"""

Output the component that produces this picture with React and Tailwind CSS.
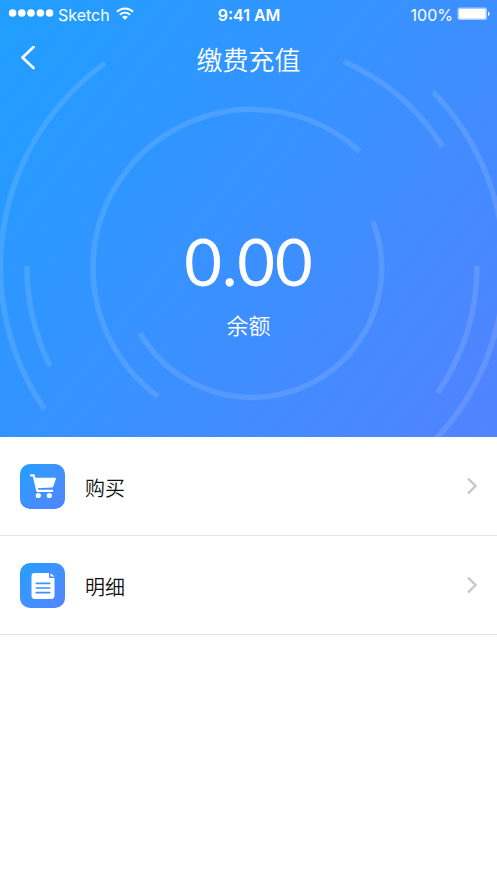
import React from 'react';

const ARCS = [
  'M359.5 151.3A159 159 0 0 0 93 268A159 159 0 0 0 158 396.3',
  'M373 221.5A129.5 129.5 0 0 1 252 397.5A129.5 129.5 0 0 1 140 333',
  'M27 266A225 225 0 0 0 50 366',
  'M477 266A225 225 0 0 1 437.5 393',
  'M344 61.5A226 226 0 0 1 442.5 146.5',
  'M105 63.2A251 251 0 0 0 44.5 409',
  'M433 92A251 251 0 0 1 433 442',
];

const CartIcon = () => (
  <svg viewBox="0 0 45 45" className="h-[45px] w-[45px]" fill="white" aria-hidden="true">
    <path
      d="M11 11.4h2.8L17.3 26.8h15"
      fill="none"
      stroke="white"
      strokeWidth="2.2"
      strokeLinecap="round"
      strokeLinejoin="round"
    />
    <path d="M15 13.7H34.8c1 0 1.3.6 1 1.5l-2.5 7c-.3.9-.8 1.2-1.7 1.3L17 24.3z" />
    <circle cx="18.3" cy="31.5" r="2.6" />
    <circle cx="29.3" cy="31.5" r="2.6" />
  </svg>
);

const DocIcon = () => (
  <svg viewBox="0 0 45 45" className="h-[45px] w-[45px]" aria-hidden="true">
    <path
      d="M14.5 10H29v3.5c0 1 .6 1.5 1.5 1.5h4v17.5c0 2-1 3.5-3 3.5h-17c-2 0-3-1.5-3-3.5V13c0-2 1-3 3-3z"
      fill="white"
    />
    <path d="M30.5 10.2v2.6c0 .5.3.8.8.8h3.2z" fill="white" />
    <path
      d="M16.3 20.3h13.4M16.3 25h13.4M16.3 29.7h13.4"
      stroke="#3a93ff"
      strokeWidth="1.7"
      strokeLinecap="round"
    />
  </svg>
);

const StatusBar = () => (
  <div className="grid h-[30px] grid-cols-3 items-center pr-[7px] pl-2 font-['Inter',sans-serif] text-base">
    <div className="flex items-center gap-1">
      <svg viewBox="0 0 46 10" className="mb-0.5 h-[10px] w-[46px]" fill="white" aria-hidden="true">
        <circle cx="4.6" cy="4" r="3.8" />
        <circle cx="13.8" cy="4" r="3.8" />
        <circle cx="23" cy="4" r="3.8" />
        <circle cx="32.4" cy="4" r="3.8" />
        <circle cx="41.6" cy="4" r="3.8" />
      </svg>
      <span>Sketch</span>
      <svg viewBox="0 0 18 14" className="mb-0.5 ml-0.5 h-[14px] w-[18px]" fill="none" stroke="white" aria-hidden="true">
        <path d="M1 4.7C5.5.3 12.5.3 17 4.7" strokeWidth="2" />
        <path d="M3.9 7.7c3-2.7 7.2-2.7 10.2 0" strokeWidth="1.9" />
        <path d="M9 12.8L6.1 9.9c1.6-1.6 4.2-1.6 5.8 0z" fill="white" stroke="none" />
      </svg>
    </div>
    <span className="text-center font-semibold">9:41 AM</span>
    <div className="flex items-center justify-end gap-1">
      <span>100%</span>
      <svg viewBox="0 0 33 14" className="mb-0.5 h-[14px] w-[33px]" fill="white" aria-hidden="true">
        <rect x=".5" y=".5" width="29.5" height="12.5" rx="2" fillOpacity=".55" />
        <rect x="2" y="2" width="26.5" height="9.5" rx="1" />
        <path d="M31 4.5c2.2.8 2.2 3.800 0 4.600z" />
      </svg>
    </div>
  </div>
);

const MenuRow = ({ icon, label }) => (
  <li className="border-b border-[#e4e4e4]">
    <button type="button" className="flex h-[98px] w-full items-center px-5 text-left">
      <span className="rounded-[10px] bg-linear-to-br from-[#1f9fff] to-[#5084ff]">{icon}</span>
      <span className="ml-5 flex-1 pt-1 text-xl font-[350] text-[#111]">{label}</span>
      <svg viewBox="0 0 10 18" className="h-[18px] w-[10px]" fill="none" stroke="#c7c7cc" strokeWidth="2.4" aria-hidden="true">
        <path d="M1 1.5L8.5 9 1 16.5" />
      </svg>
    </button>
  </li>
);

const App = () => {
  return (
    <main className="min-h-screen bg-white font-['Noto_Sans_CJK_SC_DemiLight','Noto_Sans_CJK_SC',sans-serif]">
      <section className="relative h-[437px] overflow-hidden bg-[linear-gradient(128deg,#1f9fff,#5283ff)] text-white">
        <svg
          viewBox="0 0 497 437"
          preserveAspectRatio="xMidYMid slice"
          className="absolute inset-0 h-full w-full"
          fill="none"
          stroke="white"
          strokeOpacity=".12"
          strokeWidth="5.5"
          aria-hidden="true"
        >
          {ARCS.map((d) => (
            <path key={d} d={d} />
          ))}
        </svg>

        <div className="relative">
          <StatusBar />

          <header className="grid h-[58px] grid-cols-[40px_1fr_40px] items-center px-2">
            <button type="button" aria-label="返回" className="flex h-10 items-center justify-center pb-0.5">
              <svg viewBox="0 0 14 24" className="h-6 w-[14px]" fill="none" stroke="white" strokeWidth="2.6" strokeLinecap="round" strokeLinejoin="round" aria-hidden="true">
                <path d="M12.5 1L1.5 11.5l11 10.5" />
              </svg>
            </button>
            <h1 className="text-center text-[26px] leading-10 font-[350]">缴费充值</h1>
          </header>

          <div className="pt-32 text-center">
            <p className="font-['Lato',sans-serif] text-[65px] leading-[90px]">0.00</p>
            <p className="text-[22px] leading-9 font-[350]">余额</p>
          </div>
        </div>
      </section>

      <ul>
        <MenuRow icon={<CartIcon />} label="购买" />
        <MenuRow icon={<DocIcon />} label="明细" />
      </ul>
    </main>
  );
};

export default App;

"""

Transcribe each line above verbatim, with the pictures left out.

> **The reply**:
Output the component that produces this picture with React and Tailwind CSS.
import React from 'react';

const ARCS = [
  'M359.5 151.3A159 159 0 0 0 93 268A159 159 0 0 0 158 396.3',
  'M373 221.5A129.5 129.5 0 0 1 252 397.5A129.5 129.5 0 0 1 140 333',
  'M27 266A225 225 0 0 0 50 366',
  'M477 266A225 225 0 0 1 437.5 393',
  'M344 61.5A226 226 0 0 1 442.5 146.5',
  'M105 63.2A251 251 0 0 0 44.5 409',
  'M433 92A251 251 0 0 1 433 442',
];

const CartIcon = () => (
  <svg viewBox="0 0 45 45" className="h-[45px] w-[45px]" fill="white" aria-hidden="true">
    <path
      d="M11 11.4h2.8L17.3 26.8h15"
      fill="none"
      stroke="white"
      strokeWidth="2.2"
      strokeLinecap="round"
      strokeLinejoin="round"
    />
    <path d="M15 13.7H34.8c1 0 1.3.6 1 1.5l-2.5 7c-.3.9-.8 1.2-1.7 1.3L17 24.3z" />
    <circle cx="18.3" cy="31.5" r="2.6" />
    <circle cx="29.3" cy="31.5" r="2.6" />
  </svg>
);

const DocIcon = () => (
  <svg viewBox="0 0 45 45" className="h-[45px] w-[45px]" aria-hidden="true">
    <path
      d="M14.5 10H29v3.5c0 1 .6 1.5 1.5 1.5h4v17.5c0 2-1 3.5-3 3.5h-17c-2 0-3-1.5-3-3.5V13c0-2 1-3 3-3z"
      fill="white"
    />
    <path d="M30.5 10.2v2.6c0 .5.3.8.8.8h3.2z" fill="white" />
    <path
      d="M16.3 20.3h13.4M16.3 25h13.4M16.3 29.7h13.4"
      stroke="#3a93ff"
      strokeWidth="1.7"
      strokeLinecap="round"
    />
  </svg>
);

const StatusBar = () => (
  <div className="grid h-[30px] grid-cols-3 items-center pr-[7px] pl-2 font-['Inter',sans-serif] text-base">
    <div className="flex items-center gap-1">
      <svg viewBox="0 0 46 10" className="mb-0.5 h-[10px] w-[46px]" fill="white" aria-hidden="true">
        <circle cx="4.6" cy="4" r="3.8" />
        <circle cx="13.8" cy="4" r="3.8" />
        <circle cx="23" cy="4" r="3.8" />
        <circle cx="32.4" cy="4" r="3.8" />
        <circle cx="41.6" cy="4" r="3.8" />
      </svg>
      <span>Sketch</span>
      <svg viewBox="0 0 18 14" className="mb-0.5 ml-0.5 h-[14px] w-[18px]" fill="none" stroke="white" aria-hidden="true">
        <path d="M1 4.7C5.5.3 12.5.3 17 4.7" strokeWidth="2" />
        <path d="M3.9 7.7c3-2.7 7.2-2.7 10.2 0" strokeWidth="1.9" />
        <path d="M9 12.8L6.1 9.9c1.6-1.6 4.2-1.6 5.8 0z" fill="white" stroke="none" />
      </svg>
    </div>
    <span className="text-center font-semibold">9:41 AM</span>
    <div className="flex items-center justify-end gap-1">
      <span>100%</span>
      <svg viewBox="0 0 33 14" className="mb-0.5 h-[14px] w-[33px]" fill="white" aria-hidden="true">
        <rect x=".5" y=".5" width="29.5" height="12.5" rx="2" fillOpacity=".55" />
        <rect x="2" y="2" width="26.5" height="9.5" rx="1" />
        <path d="M31 4.5c2.2.8 2.2 3.800 0 4.600z" />
      </svg>
    </div>
  </div>
);

const MenuRow = ({ icon, label }) => (
  <li className="border-b border-[#e4e4e4]">
    <button type="button" className="flex h-[98px] w-full items-center px-5 text-left">
      <span className="rounded-[10px] bg-linear-to-br from-[#1f9fff] to-[#5084ff]">{icon}</span>
      <span className="ml-5 flex-1 pt-1 text-xl font-[350] text-[#111]">{label}</span>
      <svg viewBox="0 0 10 18" className="h-[18px] w-[10px]" fill="none" stroke="#c7c7cc" strokeWidth="2.4" aria-hidden="true">
        <path d="M1 1.5L8.5 9 1 16.5" />
      </svg>
    </button>
  </li>
);

const App = () => {
  return (
    <main className="min-h-screen bg-white font-['Noto_Sans_CJK_SC_DemiLight','Noto_Sans_CJK_SC',sans-serif]">
      <section className="relative h-[437px] overflow-hidden bg-[linear-gradient(128deg,#1f9fff,#5283ff)] text-white">
        <svg
          viewBox="0 0 497 437"
          preserveAspectRatio="xMidYMid slice"
          className="absolute inset-0 h-full w-full"
          fill="none"
          stroke="white"
          strokeOpacity=".12"
          strokeWidth="5.5"
          aria-hidden="true"
        >
          {ARCS.map((d) => (
            <path key={d} d={d} />
          ))}
        </svg>

        <div className="relative">
          <StatusBar />

          <header className="grid h-[58px] grid-cols-[40px_1fr_40px] items-center px-2">
            <button type="button" aria-label="返回" className="flex h-10 items-center justify-center pb-0.5">
              <svg viewBox="0 0 14 24" className="h-6 w-[14px]" fill="none" stroke="white" strokeWidth="2.6" strokeLinecap="round" strokeLinejoin="round" aria-hidden="true">
                <path d="M12.5 1L1.5 11.5l11 10.5" />
              </svg>
            </button>
            <h1 className="text-center text-[26px] leading-10 font-[350]">缴费充值</h1>
          </header>

          <div className="pt-32 text-center">
            <p className="font-['Lato',sans-serif] text-[65px] leading-[90px]">0.00</p>
            <p className="text-[22px] leading-9 font-[350]">余额</p>
          </div>
        </div>
      </section>

      <ul>
        <MenuRow icon={<CartIcon />} label="购买" />
        <MenuRow icon={<DocIcon />} label="明细" />
      </ul>
    </main>
  );
};

export default App;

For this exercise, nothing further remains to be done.